India is projected to surpass China as the world’s most populous country in 2023, with each counting more than 1.4 billion residents this year, according to the 27th edition of the United Nations’ World Population Prospects, 2022.
More About The Report:
The world’s population, estimated to reach 8 billion by Nov. 15 this year, could grow to 8.5 billion in 2030, and 10.4 billion in 2100, as the pace of mortality slows, said the report released on World Population Day.
The world’s population was growing at its slowest pace since 1950, having fallen below 1% in 2020, UN estimates showed.
In 2021, the average fertility of the world’s population stood at 2.3 births per woman over a lifetime, having fallen from about 5 births in 1950. Global fertility is projected to decline further to 2.1 births per woman by 2050.
What Is The Concern:
Referring to an earlier World Health Organisation report– estimating about 14.9 million deaths relating to the COVID-19 pandemic between January 2020 and December 2021, the UN report said global life expectancy at birth fell to 71 years in 2021 from 72.8 years in 2019, mostly due to the pandemic.

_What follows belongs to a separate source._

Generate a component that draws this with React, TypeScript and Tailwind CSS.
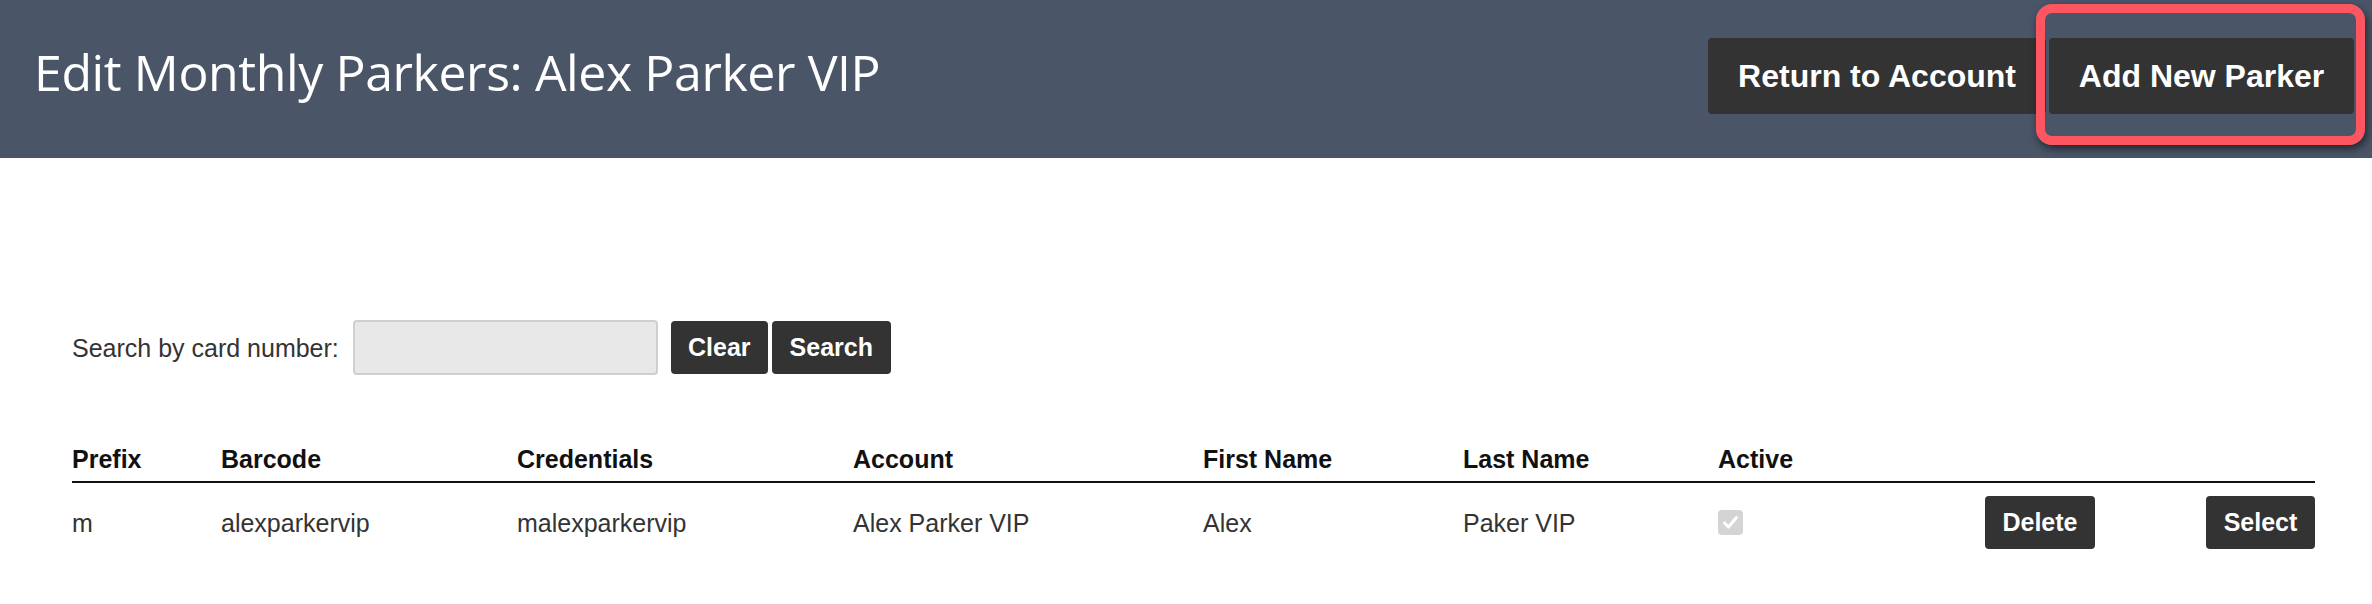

The Majority Contributors:
The United Nations said more than half of the projected increase in the global population up to 2050 will be concentrated in eight countries – Congo, Egypt, Ethiopia, India, Nigeria, Pakistan, the Philippines and the United Republic of Tanzania. Countries of sub-Saharan Africa are expected to contribute more than half of the increase anticipated through 2050.
What Has Been Said:
According to the UN, falling mortality rate first led to a “spectacular population growth”, peaking at 2.1% per year between 1962 and 1965. Between 1950 and 1987, world population doubled from 2.5 billion to 5 billion. But as fewer children were born generation to generation, growth started to slow.
The UNFPA projects world population to peak at 10.4 billion in the 2080s and stay there until the end of the century.
According to the UN, 60% of the global population lives in a region where the fertility rate is below replacement level — up from 40% in 1990 — and international migration is now the driver of growth in many countries, with 281 million people living outside their country of birth in 2020.